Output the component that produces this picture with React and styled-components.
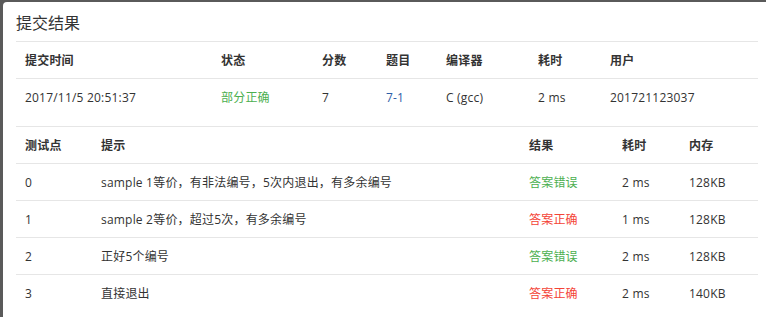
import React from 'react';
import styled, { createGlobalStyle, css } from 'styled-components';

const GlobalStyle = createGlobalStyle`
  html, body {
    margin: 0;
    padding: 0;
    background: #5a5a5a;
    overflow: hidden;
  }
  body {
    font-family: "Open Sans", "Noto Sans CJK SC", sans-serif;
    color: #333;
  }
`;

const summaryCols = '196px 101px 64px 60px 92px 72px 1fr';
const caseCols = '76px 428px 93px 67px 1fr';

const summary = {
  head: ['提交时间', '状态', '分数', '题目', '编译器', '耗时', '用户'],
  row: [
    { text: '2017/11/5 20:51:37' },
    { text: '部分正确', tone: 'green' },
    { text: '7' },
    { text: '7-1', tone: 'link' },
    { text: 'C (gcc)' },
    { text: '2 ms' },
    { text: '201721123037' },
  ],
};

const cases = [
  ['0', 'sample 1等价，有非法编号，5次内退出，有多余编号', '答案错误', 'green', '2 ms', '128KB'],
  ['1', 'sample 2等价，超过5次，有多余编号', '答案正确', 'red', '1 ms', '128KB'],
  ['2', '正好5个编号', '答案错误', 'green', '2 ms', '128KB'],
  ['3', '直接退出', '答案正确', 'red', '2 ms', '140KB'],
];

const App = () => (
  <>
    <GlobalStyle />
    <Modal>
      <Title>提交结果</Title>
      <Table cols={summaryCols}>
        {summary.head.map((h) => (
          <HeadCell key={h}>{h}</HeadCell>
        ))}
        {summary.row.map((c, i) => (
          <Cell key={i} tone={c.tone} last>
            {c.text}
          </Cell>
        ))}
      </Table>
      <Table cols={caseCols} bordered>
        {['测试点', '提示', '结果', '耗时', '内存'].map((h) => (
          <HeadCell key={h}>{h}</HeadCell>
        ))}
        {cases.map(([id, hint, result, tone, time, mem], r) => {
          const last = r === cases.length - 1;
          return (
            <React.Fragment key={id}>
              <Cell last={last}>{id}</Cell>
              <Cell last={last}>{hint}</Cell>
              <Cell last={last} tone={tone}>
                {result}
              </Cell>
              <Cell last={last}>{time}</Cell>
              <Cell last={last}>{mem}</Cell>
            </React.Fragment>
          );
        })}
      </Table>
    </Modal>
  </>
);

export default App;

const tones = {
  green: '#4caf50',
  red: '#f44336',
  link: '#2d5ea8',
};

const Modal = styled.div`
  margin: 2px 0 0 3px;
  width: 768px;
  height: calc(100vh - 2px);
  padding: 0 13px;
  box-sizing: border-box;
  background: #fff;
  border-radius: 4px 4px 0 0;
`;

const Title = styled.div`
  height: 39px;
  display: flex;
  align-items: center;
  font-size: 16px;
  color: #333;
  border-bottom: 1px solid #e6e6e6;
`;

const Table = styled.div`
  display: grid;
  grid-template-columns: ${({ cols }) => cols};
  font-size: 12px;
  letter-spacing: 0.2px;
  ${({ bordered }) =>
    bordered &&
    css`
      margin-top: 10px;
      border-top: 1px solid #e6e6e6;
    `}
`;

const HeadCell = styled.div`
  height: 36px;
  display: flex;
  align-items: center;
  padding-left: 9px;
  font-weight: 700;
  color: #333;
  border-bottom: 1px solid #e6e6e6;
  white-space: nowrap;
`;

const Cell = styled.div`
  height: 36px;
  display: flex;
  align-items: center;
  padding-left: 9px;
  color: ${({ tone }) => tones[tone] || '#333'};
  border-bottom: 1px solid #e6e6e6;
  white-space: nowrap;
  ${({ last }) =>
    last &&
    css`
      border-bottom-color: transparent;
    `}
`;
========================
▶ [Written problem]: Everything from the first line of the listing above through the line that contains "const caseCols = '76px 428px 93px 67px 1fr';" is to be restated word for word, minus the pictures.

▶ [Full answer]:
Output the component that produces this picture with React and styled-components.
import React from 'react';
import styled, { createGlobalStyle, css } from 'styled-components';

const GlobalStyle = createGlobalStyle`
  html, body {
    margin: 0;
    padding: 0;
    background: #5a5a5a;
    overflow: hidden;
  }
  body {
    font-family: "Open Sans", "Noto Sans CJK SC", sans-serif;
    color: #333;
  }
`;

const summaryCols = '196px 101px 64px 60px 92px 72px 1fr';
const caseCols = '76px 428px 93px 67px 1fr';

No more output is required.